Traditions are a big part of any Big Ten game day, and Michigan State is no exception. The Spartans pride themselves on tradition and a deep love for college football. With traditions such as Zeke the Wonder Dog and battle cries from the movie 300, it’s hard not to enjoy yourself at an MSU game, regardless of who they’re playing. While MSU hasn’t been able to duplicate their period of domination (seven national championships between 1951 and 1966), the spirit of the Spartans remains fully intact, and their pride is undeniable.

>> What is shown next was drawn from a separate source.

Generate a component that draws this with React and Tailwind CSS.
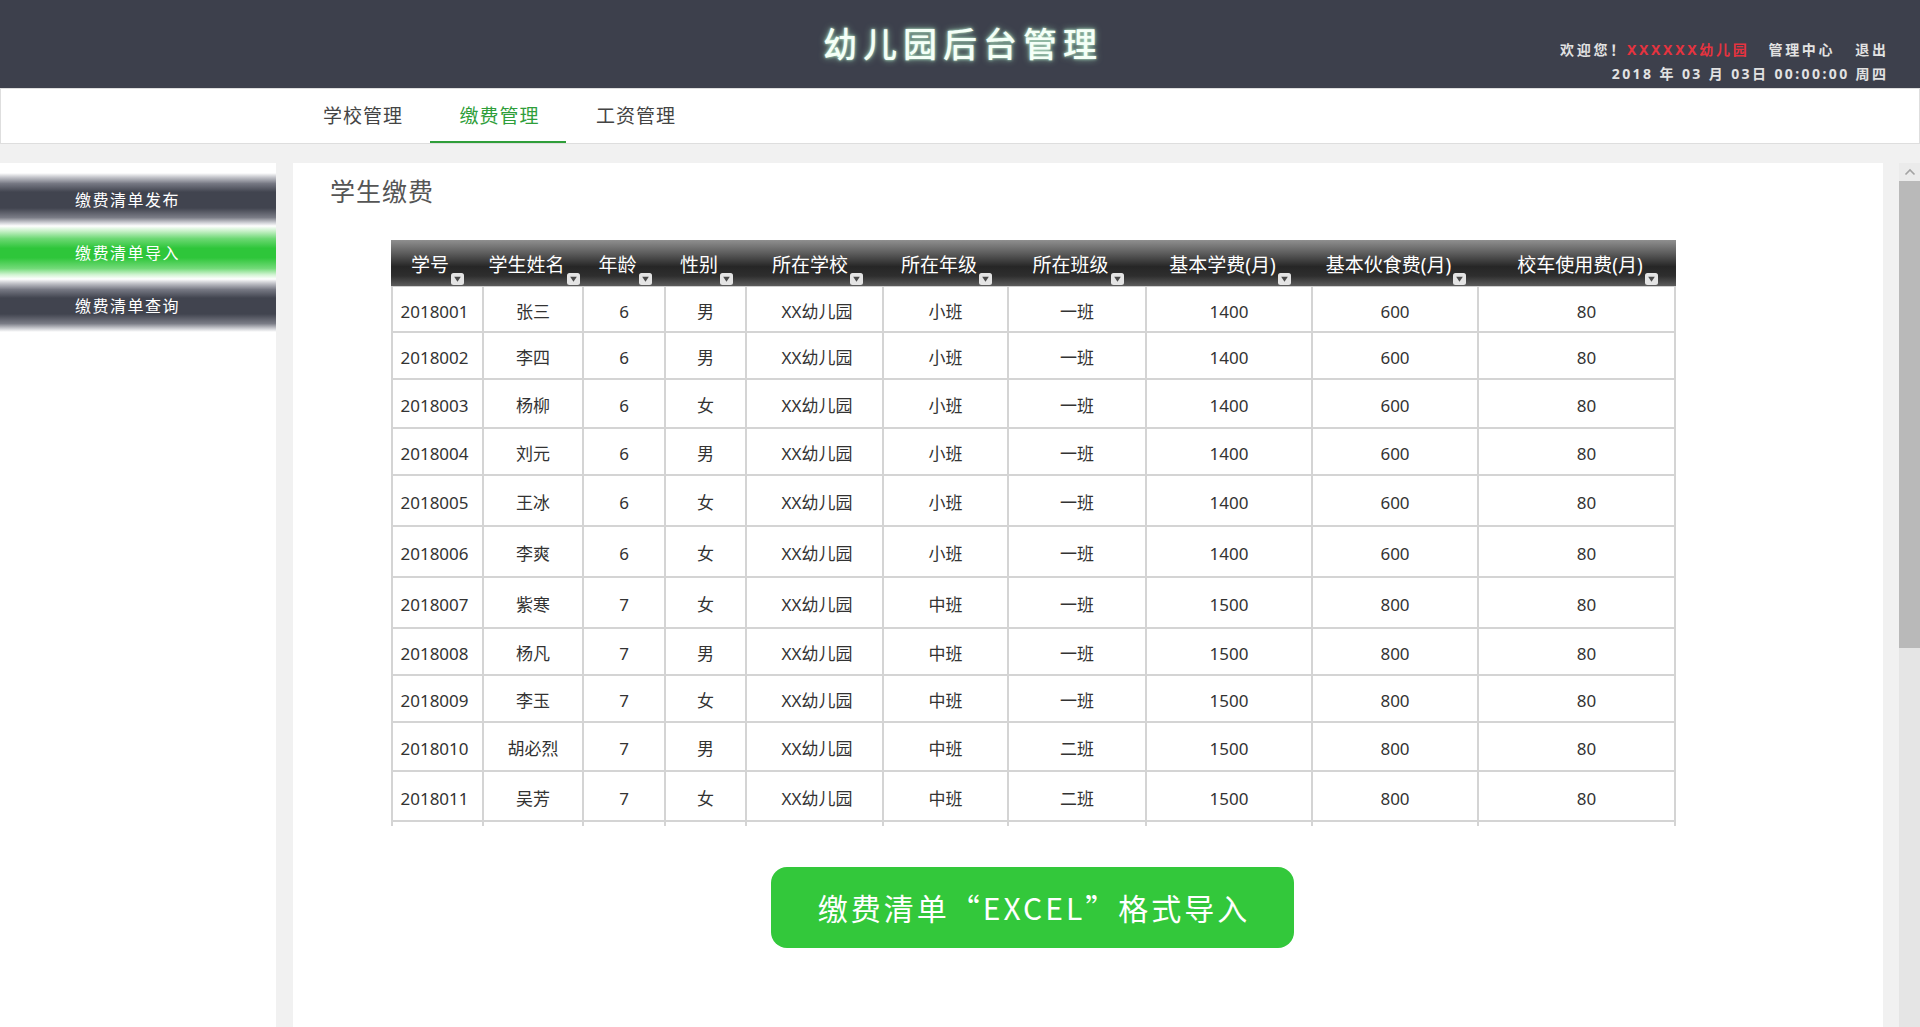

Spartan Stadium offers a little bit different items in their concessions, as well as the traditional offerings. Near the student section, you’ll find local favorite Sparty’s Pizza for a more traditional food item. One of the more notable, and unique, places inside the stadium is the Turkey Man Stand, offering items such as large smoked turkey drumsticks, turkey ribs, turkey sausage, turkey wings, basically anything and everything you can make out of turkey.
In 2007, clips from the movie 300 were added to the Spartans opening video sequence. Also, if the opponent is in a third down situation, a clip of Spartan King Leonidas is shown shouting “Spartans! What is your profession?” to which the crowd responds with “Ha-Ooh! Ha-Ooh! Ha-Ooh!” while thrusting their fists in the air as if they were holding spears. These video clips get the crowd pumped and ready to cheer on their Spartans, so join in the cheers when you see these clips.

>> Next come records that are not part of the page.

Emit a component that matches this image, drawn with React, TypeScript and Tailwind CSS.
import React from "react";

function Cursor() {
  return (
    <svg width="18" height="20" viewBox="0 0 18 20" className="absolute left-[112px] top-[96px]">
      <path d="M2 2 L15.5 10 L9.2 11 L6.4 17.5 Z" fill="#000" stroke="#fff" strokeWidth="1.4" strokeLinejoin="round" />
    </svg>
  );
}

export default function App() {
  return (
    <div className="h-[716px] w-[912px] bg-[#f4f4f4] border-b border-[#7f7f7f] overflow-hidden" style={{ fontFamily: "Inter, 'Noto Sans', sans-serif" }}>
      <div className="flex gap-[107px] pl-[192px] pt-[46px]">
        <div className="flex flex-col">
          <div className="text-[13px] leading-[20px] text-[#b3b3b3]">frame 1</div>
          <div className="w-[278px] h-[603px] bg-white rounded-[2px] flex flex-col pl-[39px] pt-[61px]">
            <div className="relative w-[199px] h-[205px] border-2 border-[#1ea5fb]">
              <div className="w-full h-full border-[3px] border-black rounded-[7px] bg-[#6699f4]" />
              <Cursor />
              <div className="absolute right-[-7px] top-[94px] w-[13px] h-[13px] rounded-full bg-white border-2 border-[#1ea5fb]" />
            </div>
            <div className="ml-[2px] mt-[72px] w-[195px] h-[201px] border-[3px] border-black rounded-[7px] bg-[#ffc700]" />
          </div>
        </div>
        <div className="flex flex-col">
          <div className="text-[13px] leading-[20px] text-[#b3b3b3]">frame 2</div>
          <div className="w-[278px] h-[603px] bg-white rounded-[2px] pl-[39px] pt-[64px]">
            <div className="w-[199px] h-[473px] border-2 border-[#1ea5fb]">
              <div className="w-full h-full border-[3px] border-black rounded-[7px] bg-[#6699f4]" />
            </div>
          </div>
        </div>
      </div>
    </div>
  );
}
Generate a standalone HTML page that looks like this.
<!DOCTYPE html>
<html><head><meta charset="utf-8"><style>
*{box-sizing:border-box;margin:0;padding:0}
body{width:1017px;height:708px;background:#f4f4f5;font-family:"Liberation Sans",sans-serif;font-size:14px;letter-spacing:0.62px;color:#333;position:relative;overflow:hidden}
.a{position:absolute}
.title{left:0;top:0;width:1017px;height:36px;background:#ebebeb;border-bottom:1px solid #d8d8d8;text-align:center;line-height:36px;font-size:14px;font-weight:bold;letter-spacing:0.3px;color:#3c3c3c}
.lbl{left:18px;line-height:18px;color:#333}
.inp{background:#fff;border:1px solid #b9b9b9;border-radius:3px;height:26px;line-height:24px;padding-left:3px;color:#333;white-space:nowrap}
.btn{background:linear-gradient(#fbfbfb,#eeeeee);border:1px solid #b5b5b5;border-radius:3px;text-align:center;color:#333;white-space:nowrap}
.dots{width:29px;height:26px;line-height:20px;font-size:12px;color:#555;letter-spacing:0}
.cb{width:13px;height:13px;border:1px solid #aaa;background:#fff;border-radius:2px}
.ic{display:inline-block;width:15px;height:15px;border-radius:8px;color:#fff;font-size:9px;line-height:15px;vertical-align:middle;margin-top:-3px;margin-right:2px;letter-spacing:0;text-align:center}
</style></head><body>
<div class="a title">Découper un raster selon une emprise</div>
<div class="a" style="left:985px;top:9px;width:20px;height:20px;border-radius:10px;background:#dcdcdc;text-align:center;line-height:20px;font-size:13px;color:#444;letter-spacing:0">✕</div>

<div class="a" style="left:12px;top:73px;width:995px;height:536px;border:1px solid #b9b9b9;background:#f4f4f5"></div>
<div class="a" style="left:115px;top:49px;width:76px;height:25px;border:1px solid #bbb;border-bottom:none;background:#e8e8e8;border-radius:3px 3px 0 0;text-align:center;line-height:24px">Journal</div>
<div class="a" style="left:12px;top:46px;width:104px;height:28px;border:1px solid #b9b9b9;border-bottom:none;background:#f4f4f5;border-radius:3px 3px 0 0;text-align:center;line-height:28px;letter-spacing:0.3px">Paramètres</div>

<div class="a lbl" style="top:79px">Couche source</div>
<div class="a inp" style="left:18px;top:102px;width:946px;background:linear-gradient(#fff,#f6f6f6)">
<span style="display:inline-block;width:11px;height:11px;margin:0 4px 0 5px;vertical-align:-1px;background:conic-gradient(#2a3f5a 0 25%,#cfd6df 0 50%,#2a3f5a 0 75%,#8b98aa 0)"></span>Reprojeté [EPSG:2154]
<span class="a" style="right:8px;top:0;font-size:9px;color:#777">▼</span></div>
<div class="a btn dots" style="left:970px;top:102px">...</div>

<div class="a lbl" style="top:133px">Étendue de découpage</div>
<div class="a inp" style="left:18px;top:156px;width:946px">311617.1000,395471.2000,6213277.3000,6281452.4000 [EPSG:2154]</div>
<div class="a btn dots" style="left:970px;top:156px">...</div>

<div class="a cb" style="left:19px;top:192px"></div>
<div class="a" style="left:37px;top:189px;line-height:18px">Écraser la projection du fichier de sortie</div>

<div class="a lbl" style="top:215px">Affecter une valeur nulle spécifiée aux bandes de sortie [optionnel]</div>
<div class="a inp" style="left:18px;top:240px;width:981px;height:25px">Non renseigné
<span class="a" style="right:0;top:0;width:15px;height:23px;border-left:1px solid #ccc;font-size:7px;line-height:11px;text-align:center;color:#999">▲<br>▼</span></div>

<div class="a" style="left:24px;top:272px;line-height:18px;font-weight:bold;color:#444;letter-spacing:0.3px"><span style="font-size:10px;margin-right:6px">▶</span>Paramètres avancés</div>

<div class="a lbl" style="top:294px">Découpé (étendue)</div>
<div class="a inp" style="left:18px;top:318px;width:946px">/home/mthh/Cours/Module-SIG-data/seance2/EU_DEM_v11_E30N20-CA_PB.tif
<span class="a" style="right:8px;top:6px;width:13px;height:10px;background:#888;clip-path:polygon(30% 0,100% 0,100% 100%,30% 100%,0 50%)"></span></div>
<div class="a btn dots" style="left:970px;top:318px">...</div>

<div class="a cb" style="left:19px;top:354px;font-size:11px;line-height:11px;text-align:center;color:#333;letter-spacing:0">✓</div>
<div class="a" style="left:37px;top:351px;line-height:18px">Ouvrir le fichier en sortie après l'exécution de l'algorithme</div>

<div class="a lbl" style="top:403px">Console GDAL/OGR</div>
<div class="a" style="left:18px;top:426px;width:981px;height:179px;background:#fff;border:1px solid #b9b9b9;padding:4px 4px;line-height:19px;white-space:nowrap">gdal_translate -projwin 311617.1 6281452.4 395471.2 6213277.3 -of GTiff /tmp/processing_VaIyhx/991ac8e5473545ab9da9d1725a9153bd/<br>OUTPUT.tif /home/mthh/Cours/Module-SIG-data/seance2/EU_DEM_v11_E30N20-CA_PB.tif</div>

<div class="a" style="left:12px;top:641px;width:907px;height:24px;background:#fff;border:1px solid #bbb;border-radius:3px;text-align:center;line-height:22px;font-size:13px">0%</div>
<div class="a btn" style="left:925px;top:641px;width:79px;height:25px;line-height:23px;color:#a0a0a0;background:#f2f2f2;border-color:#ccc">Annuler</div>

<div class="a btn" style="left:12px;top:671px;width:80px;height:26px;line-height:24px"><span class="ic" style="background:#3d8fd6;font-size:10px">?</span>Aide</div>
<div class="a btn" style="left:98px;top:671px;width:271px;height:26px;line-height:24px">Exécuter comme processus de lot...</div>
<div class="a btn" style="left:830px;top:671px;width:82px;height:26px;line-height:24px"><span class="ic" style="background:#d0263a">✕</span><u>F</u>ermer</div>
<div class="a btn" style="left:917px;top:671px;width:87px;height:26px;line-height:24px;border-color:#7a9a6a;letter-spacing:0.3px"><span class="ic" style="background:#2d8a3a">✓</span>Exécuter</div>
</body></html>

At halftime of every Spartans game, Zeke entertains the crowd by showing off his frisbee catching abilities. The tradition dates back to 1977, however following the original Zeke’s retirement the tradition went on hiatus until 2001 when it was resurrected. Don’t leave your seat at halftime or you may risk missing out on this fantastic Michigan State game day tradition.
One of the signatures of the Michigan State marching band’s in-game performance is the spinning S. While performing the school’s fight song the band forms a block S and rotates 360 degrees. Don’t miss this piece of Michigan State game day tradition if you want to get the full Spartan football experience.

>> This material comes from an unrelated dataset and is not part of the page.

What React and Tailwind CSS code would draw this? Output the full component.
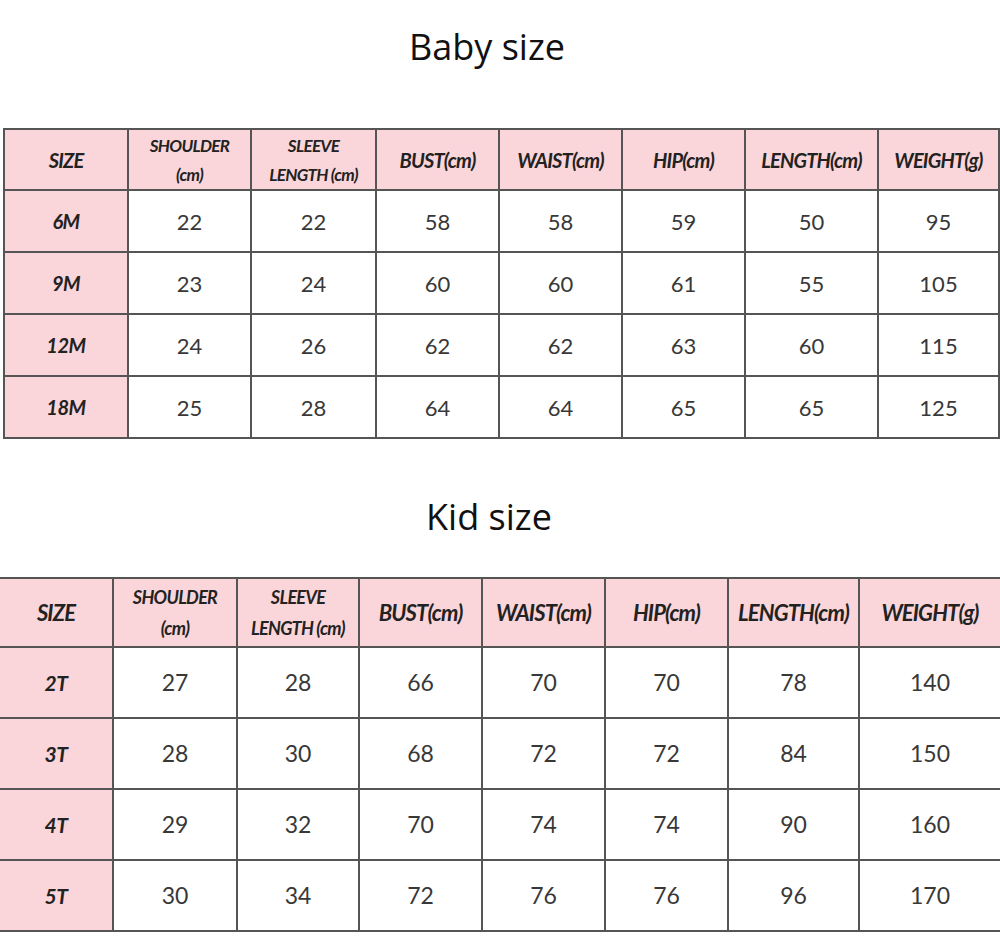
import React from 'react';

const headers = [
    ['SIZE'],
    ['SHOULDER', '(cm)'],
    ['SLEEVE', 'LENGTH (cm)'],
    ['BUST(cm)'],
    ['WAIST(cm)'],
    ['HIP(cm)'],
    ['LENGTH(cm)'],
    ['WEIGHT(g)'],
];

const baby = [
    ['6M', 22, 22, 58, 58, 59, 50, 95],
    ['9M', 23, 24, 60, 60, 61, 55, 105],
    ['12M', 24, 26, 62, 62, 63, 60, 115],
    ['18M', 25, 28, 64, 64, 65, 65, 125],
];

const kid = [
    ['2T', 27, 28, 66, 70, 70, 78, 140],
    ['3T', 28, 30, 68, 72, 72, 84, 150],
    ['4T', 29, 32, 70, 74, 74, 90, 160],
    ['5T', 30, 34, 72, 76, 76, 96, 170],
];

const babyCols = [124, 123, 125, 123, 123, 123, 133, 121];
const kidCols = [113, 124, 122, 123, 123, 123, 131, 141];

function SizeTable({ cols, rows, headH, rowH, big, className }) {
    return (
        <table className={`table-fixed border-collapse ${className}`}>
            <colgroup>
                {cols.map((w, i) => <col key={i} style={{ width: w }} />)}
            </colgroup>
            <thead>
                <tr style={{ height: headH }}>
                    {headers.map((h, i) => (
                        <th
                            key={i}
                            className={`bg-[#fad6da] border-2 border-[#555] p-0 text-center align-middle font-[Lato,sans-serif] font-bold italic text-[#222] ${big && i === 0 ? 'border-l-0' : ''} ${big && i === 7 ? 'border-r-0' : ''}`}
                        >
                            {h.length === 2 ? (
                                <div className={`${big ? 'text-[18px] leading-[31px]' : 'text-[17px] leading-[29px]'} tracking-[-0.04em]`}>
                                    <div>{h[0]}</div>
                                    <div>{h[1]}</div>
                                </div>
                            ) : (
                                <div className={`${big ? 'text-[22px]' : 'text-[20px]'} tracking-[-0.04em]`}>{h[0]}</div>
                            )}
                        </th>
                    ))}
                </tr>
            </thead>
            <tbody>
                {rows.map(r => (
                    <tr key={r[0]} style={{ height: rowH }}>
                        {r.map((v, i) =>
                            i === 0 ? (
                                <td key={i} className={`bg-[#fad6da] border-2 border-[#555] text-center font-[Lato,sans-serif] font-bold italic text-[#222] tracking-tight ${big ? 'text-[21px] border-l-0' : 'text-[20px]'}`}>
                                    {v}
                                </td>
                            ) : (
                                <td key={i} className={`bg-white border-2 border-[#555] text-center font-[Lato,sans-serif] text-[#383838] ${big ? 'text-[23px]' : 'text-[22px]'} ${big && i === 7 ? 'border-r-0' : ''}`}>
                                    {v}
                                </td>
                            )
                        )}
                    </tr>
                ))}
            </tbody>
        </table>
    );
}

export default function App() {
    return (
        <div className="w-[1000px] h-[943px] bg-white overflow-hidden">
            <div className="h-[128px] pt-[25px] pr-[26px] text-center font-['Open_Sans',sans-serif] text-[36px] leading-[44px] text-[#111]">Baby size</div>
            <SizeTable cols={babyCols} rows={baby} headH={61} rowH={62} className="ml-[3px] w-[995px]" />
            <div className="h-[138px] pt-[56px] pr-[22px] text-center font-['Open_Sans',sans-serif] text-[36px] leading-[44px] text-[#111]">Kid size</div>
            <SizeTable cols={kidCols} rows={kid} headH={69} rowH={71} big className="w-[1000px]" />
        </div>
    );
}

On the banks of the Red Cedar
There’s a school that’s known to all
Its specialty is winning
And those Spartans play good ball
Spartan Teams are never beaten
All through the game they’ll fight
Fight for the only colors
Green and White
Go right through for MSU
Watch the points keep growing
Spartan Teams are bound to win,
they’re fighting with a vim
Rah! Rah! Rah!
See their team is weakening
We’re going to win this game!
Fight! Fight! Rah, Team, Fight!
Victory for MSU!
MSU Shadow (Alma Mater)
MSU, we love thy shadows When twilight silence falls, Flushing deep and softly paling O’er ivy covered halls; Beneath the pines we’ll gather To give our faith so true, Sing our love for Alma Mater And thy praises MSU. When from these scenes we wander And twilight shadows fade, Our memory still will linger Where light and shadows played; In the evening oft we’ll gather And pledge our faith anew, Sing our love for Alma Mater And thy praises MSU.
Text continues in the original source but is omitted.